Problem requirements: Return all the data below as it stands, minus the pictures.

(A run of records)
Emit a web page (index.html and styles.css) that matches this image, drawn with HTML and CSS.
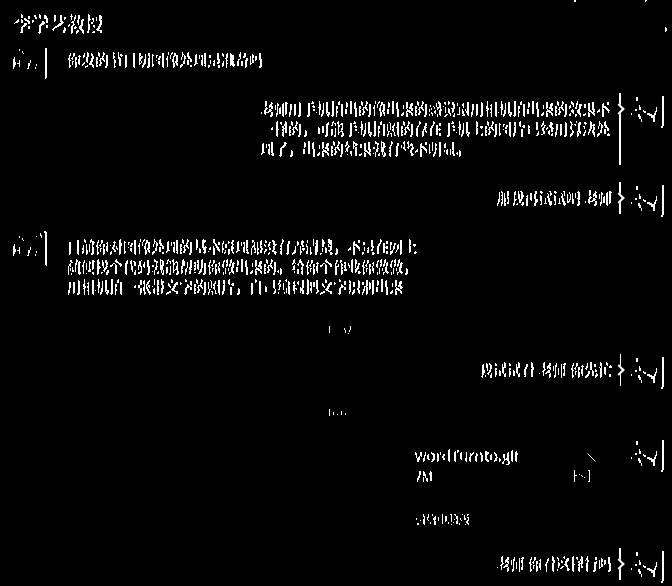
FILE: index.html
```html
<!DOCTYPE html>
<html lang="zh-CN">
<head>
<meta charset="utf-8">
<meta name="viewport" content="width=device-width, initial-scale=1">
<title>李学艺教授</title>
<link rel="stylesheet" href="styles.css">
</head>
<body>
<svg class="defs" aria-hidden="true">
  <filter id="edge" x="0" y="0" width="100%" height="100%" color-interpolation-filters="sRGB">
    <feConvolveMatrix order="3" kernelMatrix="-1 0 1 -2 0 2 -1 0 1" divisor="4" preserveAlpha="true"/>
    <feComponentTransfer>
      <feFuncR type="discrete" tableValues="0 1 1 1 1 1"/>
      <feFuncG type="discrete" tableValues="0 1 1 1 1 1"/>
      <feFuncB type="discrete" tableValues="0 1 1 1 1 1"/>
    </feComponentTransfer>
  </filter>
  <symbol id="me" viewBox="0 0 35 35">
    <path d="M6 4h2v4h-2zM9 12h1v2h1v3h-2zM5 16h2v2h-2zM1 20h1v2h-1zM8 21h2v2h1v3h-2v-2h-1zM11 26h1v3h-1zM13 17h1v1h2v2h-2v-1h-1zM17 20h3v1h2v1h2v-2h1v-2h1v-4h1v5h-1v3h-1v7h-2v-4h-2v-2h-2v-1h-2z"/>
    <path d="M32 3h2v30h-1v2h-2v-2h1z"/>
  </symbol>
  <symbol id="teacher" viewBox="0 0 35 35">
    <path d="M7 5h1v2h-1zM10 7h1v2h1v1h-1v-1h-1zM1 15h1v-2h1v5h1v3h-1v2h-1v2h-1zM7 16h1v7h-1v-3h-2v-1h2zM16 19h2v3h-1v3h-2v-1h1zM18 16h1v3h-1zM24 20h1v2h-1v3h-1v-2h1z"/>
  </symbol>
</svg>

<header class="header">
  <h1 class="title ink">李学艺教授</h1>
  <svg class="window-marks" viewBox="0 0 98 34" aria-hidden="true"><path d="M2 0h2v2h-2zM73 0h2v1h-1v1h-1zM93 27h1v1h1v3h-1v1h-1z"/></svg>
</header>

<main class="chat">
  <article class="row">
    <svg class="avatar" viewBox="0 0 35 35" aria-hidden="true"><use href="#teacher"/><path d="M33 4h2v30h-1v1h-1z"/></svg>
    <p class="bubble ink">你发的节目切图像处理是准备吗</p>
  </article>

  <article class="row mine">
    <svg class="avatar" aria-hidden="true"><use href="#me"/></svg>
    <div class="sent"><p class="bubble ink">老师用手机拍出的像出来的感觉跟用相机拍出来的效果不一样的，可能手机拍照的存在手机上的图片已经用算法处理了，出来的结果就有些不明显。</p></div>
  </article>

  <article class="row mine">
    <svg class="avatar" aria-hidden="true"><use href="#me"/></svg>
    <div class="sent"><p class="bubble ink">那我再试试吧 老师</p></div>
  </article>

  <article class="row">
    <svg class="avatar" viewBox="0 0 35 35" aria-hidden="true"><use href="#teacher"/><path d="M24 5h1v1h-1zM28 2h1v2h1v3h-1v-2h-1zM32 0h2v1h1v34h-1v-1h-1v-32h-1z"/></svg>
    <p class="bubble ink">目前你对图像处理的基本原理都没有弄清楚，不是在网上随便找个代码就能帮助你做出来的。给你个作业你做做，用相机拍一张带文字的照片，自己编程把文字识别出来</p>
  </article>

  <time class="time ink">15:37</time>

  <article class="row mine">
    <svg class="avatar" aria-hidden="true"><use href="#me"/></svg>
    <div class="sent"><p class="bubble ink">我试试看 老师 你先忙</p></div>
  </article>

  <time class="time ink">16:05</time>

  <article class="row mine">
    <svg class="avatar" aria-hidden="true"><use href="#me"/></svg>
    <section class="file">
      <div class="file-main">
        <div>
          <p class="file-name ink">wordTurnto.gif</p>
          <p class="file-size ink">7M</p>
        </div>
        <svg class="file-icon" viewBox="0 0 27 32" aria-hidden="true"><path d="M13.500 .5l8 8" class="fold"/><path d="M0 17h1v5h2v1h-2v6h-1zM5 21h1v1h-1zM7 22h1v1h1v1h-1v-1h-1zM10 24h1v1h-1zM14 17h2v12h-2v-1h1v-10h-1z"/></svg>
      </div>
      <p class="file-source ink">微信电脑版</p>
    </section>
  </article>

  <article class="row mine">
    <svg class="avatar" aria-hidden="true"><use href="#me"/></svg>
    <div class="sent"><p class="bubble ink">老师 你看这样行吗</p></div>
  </article>
</main>
</body>
</html>
```
FILE: styles.css
```css
* {
  box-sizing: border-box;
}

body {
  margin: 0;
  background: #000;
  color: #fff;
  font: 14px/20px "Open Sans", "Noto Sans CJK SC", sans-serif;
}

h1,
p {
  margin: 0;
}

svg {
  display: block;
  flex: none;
  fill: #fff;
}

.defs {
  position: absolute;
  width: 0;
  height: 0;
}

.ink {
  background: #000;
  filter: url(#edge);
}

.header {
  display: flex;
  justify-content: space-between;
  height: 44px;
  padding-left: 12px;
}

.title {
  padding-top: 12px;
  font-size: 18px;
  font-weight: 500;
  line-height: 24px;
}

.window-marks {
  width: 98px;
  height: 34px;
  margin-right: 2px;
}

.chat {
  display: flex;
  flex-direction: column;
  gap: 14px;
  padding: 0 7px 0 12px;
}

.row {
  display: flex;
  align-items: flex-start;
  gap: 11px;
}

.mine {
  flex-direction: row-reverse;
  gap: 9px;
}

.avatar {
  width: 35px;
  height: 35px;
}

.bubble {
  max-width: 368px;
  margin-bottom: 3px;
  padding: 6px 8px;
  font-weight: 500;
}

.sent {
  position: relative;
  margin-bottom: 3px;
  border-right: 2px solid #fff;
}

.sent .bubble {
  margin-bottom: 0;
}

.sent::after {
  content: "";
  position: absolute;
  top: 12px;
  right: -4px;
  width: 6px;
  height: 6px;
  border: solid #fff;
  border-width: 2px 2px 0 0;
  background: #000;
  transform: rotate(45deg);
}

.time {
  align-self: center;
  color: #555;
  font-size: 10px;
}

.file {
  display: flex;
  flex-direction: column;
  justify-content: space-between;
  width: 207px;
  height: 97px;
  padding: 8px 10px 4px 0;
}

.file-main {
  display: flex;
  justify-content: space-between;
}

.file-name {
  font-size: 15px;
  font-weight: 500;
  line-height: 20px;
}

.file-size {
  font-size: 12px;
  line-height: 24px;
}

.file-icon {
  width: 27px;
  height: 32px;
  margin: 8px 10px 0 0;
}

.fold {
  fill: none;
  stroke: #fff;
}

.file-source {
  align-self: flex-start;
  color: #aaa;
  font-size: 11px;
}
```
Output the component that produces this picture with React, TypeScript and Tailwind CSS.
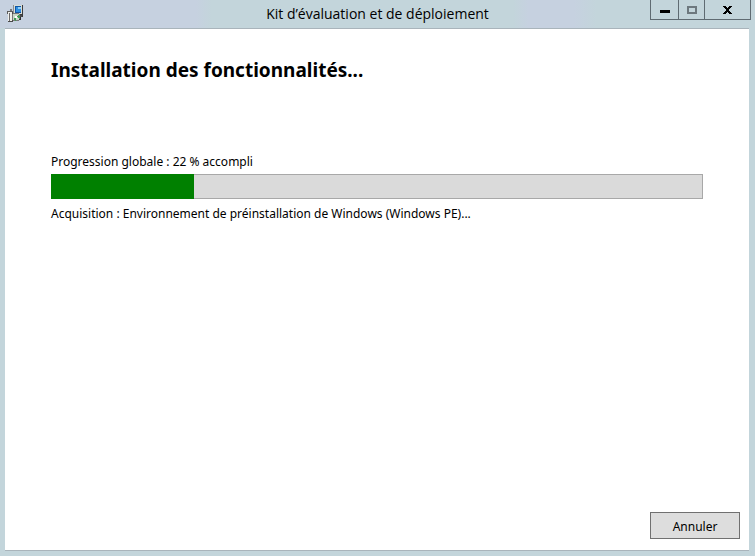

Exercise response:
Emit a web page (index.html and styles.css) that matches this image, drawn with HTML and CSS.
FILE: index.html
```html
<!DOCTYPE html>
<html lang="zh-CN">
<head>
<meta charset="utf-8">
<meta name="viewport" content="width=device-width, initial-scale=1">
<title>李学艺教授</title>
<link rel="stylesheet" href="styles.css">
</head>
<body>
<svg class="defs" aria-hidden="true">
  <filter id="edge" x="0" y="0" width="100%" height="100%" color-interpolation-filters="sRGB">
    <feConvolveMatrix order="3" kernelMatrix="-1 0 1 -2 0 2 -1 0 1" divisor="4" preserveAlpha="true"/>
    <feComponentTransfer>
      <feFuncR type="discrete" tableValues="0 1 1 1 1 1"/>
      <feFuncG type="discrete" tableValues="0 1 1 1 1 1"/>
      <feFuncB type="discrete" tableValues="0 1 1 1 1 1"/>
    </feComponentTransfer>
  </filter>
  <symbol id="me" viewBox="0 0 35 35">
    <path d="M6 4h2v4h-2zM9 12h1v2h1v3h-2zM5 16h2v2h-2zM1 20h1v2h-1zM8 21h2v2h1v3h-2v-2h-1zM11 26h1v3h-1zM13 17h1v1h2v2h-2v-1h-1zM17 20h3v1h2v1h2v-2h1v-2h1v-4h1v5h-1v3h-1v7h-2v-4h-2v-2h-2v-1h-2z"/>
    <path d="M32 3h2v30h-1v2h-2v-2h1z"/>
  </symbol>
  <symbol id="teacher" viewBox="0 0 35 35">
    <path d="M7 5h1v2h-1zM10 7h1v2h1v1h-1v-1h-1zM1 15h1v-2h1v5h1v3h-1v2h-1v2h-1zM7 16h1v7h-1v-3h-2v-1h2zM16 19h2v3h-1v3h-2v-1h1zM18 16h1v3h-1zM24 20h1v2h-1v3h-1v-2h1z"/>
  </symbol>
</svg>

<header class="header">
  <h1 class="title ink">李学艺教授</h1>
  <svg class="window-marks" viewBox="0 0 98 34" aria-hidden="true"><path d="M2 0h2v2h-2zM73 0h2v1h-1v1h-1zM93 27h1v1h1v3h-1v1h-1z"/></svg>
</header>

<main class="chat">
  <article class="row">
    <svg class="avatar" viewBox="0 0 35 35" aria-hidden="true"><use href="#teacher"/><path d="M33 4h2v30h-1v1h-1z"/></svg>
    <p class="bubble ink">你发的节目切图像处理是准备吗</p>
  </article>

  <article class="row mine">
    <svg class="avatar" aria-hidden="true"><use href="#me"/></svg>
    <div class="sent"><p class="bubble ink">老师用手机拍出的像出来的感觉跟用相机拍出来的效果不一样的，可能手机拍照的存在手机上的图片已经用算法处理了，出来的结果就有些不明显。</p></div>
  </article>

  <article class="row mine">
    <svg class="avatar" aria-hidden="true"><use href="#me"/></svg>
    <div class="sent"><p class="bubble ink">那我再试试吧 老师</p></div>
  </article>

  <article class="row">
    <svg class="avatar" viewBox="0 0 35 35" aria-hidden="true"><use href="#teacher"/><path d="M24 5h1v1h-1zM28 2h1v2h1v3h-1v-2h-1zM32 0h2v1h1v34h-1v-1h-1v-32h-1z"/></svg>
    <p class="bubble ink">目前你对图像处理的基本原理都没有弄清楚，不是在网上随便找个代码就能帮助你做出来的。给你个作业你做做，用相机拍一张带文字的照片，自己编程把文字识别出来</p>
  </article>

  <time class="time ink">15:37</time>

  <article class="row mine">
    <svg class="avatar" aria-hidden="true"><use href="#me"/></svg>
    <div class="sent"><p class="bubble ink">我试试看 老师 你先忙</p></div>
  </article>

  <time class="time ink">16:05</time>

  <article class="row mine">
    <svg class="avatar" aria-hidden="true"><use href="#me"/></svg>
    <section class="file">
      <div class="file-main">
        <div>
          <p class="file-name ink">wordTurnto.gif</p>
          <p class="file-size ink">7M</p>
        </div>
        <svg class="file-icon" viewBox="0 0 27 32" aria-hidden="true"><path d="M13.500 .5l8 8" class="fold"/><path d="M0 17h1v5h2v1h-2v6h-1zM5 21h1v1h-1zM7 22h1v1h1v1h-1v-1h-1zM10 24h1v1h-1zM14 17h2v12h-2v-1h1v-10h-1z"/></svg>
      </div>
      <p class="file-source ink">微信电脑版</p>
    </section>
  </article>

  <article class="row mine">
    <svg class="avatar" aria-hidden="true"><use href="#me"/></svg>
    <div class="sent"><p class="bubble ink">老师 你看这样行吗</p></div>
  </article>
</main>
</body>
</html>
```
FILE: styles.css
```css
* {
  box-sizing: border-box;
}

body {
  margin: 0;
  background: #000;
  color: #fff;
  font: 14px/20px "Open Sans", "Noto Sans CJK SC", sans-serif;
}

h1,
p {
  margin: 0;
}

svg {
  display: block;
  flex: none;
  fill: #fff;
}

.defs {
  position: absolute;
  width: 0;
  height: 0;
}

.ink {
  background: #000;
  filter: url(#edge);
}

.header {
  display: flex;
  justify-content: space-between;
  height: 44px;
  padding-left: 12px;
}

.title {
  padding-top: 12px;
  font-size: 18px;
  font-weight: 500;
  line-height: 24px;
}

.window-marks {
  width: 98px;
  height: 34px;
  margin-right: 2px;
}

.chat {
  display: flex;
  flex-direction: column;
  gap: 14px;
  padding: 0 7px 0 12px;
}

.row {
  display: flex;
  align-items: flex-start;
  gap: 11px;
}

.mine {
  flex-direction: row-reverse;
  gap: 9px;
}

.avatar {
  width: 35px;
  height: 35px;
}

.bubble {
  max-width: 368px;
  margin-bottom: 3px;
  padding: 6px 8px;
  font-weight: 500;
}

.sent {
  position: relative;
  margin-bottom: 3px;
  border-right: 2px solid #fff;
}

.sent .bubble {
  margin-bottom: 0;
}

.sent::after {
  content: "";
  position: absolute;
  top: 12px;
  right: -4px;
  width: 6px;
  height: 6px;
  border: solid #fff;
  border-width: 2px 2px 0 0;
  background: #000;
  transform: rotate(45deg);
}

.time {
  align-self: center;
  color: #555;
  font-size: 10px;
}

.file {
  display: flex;
  flex-direction: column;
  justify-content: space-between;
  width: 207px;
  height: 97px;
  padding: 8px 10px 4px 0;
}

.file-main {
  display: flex;
  justify-content: space-between;
}

.file-name {
  font-size: 15px;
  font-weight: 500;
  line-height: 20px;
}

.file-size {
  font-size: 12px;
  line-height: 24px;
}

.file-icon {
  width: 27px;
  height: 32px;
  margin: 8px 10px 0 0;
}

.fold {
  fill: none;
  stroke: #fff;
}

.file-source {
  align-self: flex-start;
  color: #aaa;
  font-size: 11px;
}
```
Output the component that produces this picture with React, TypeScript and Tailwind CSS.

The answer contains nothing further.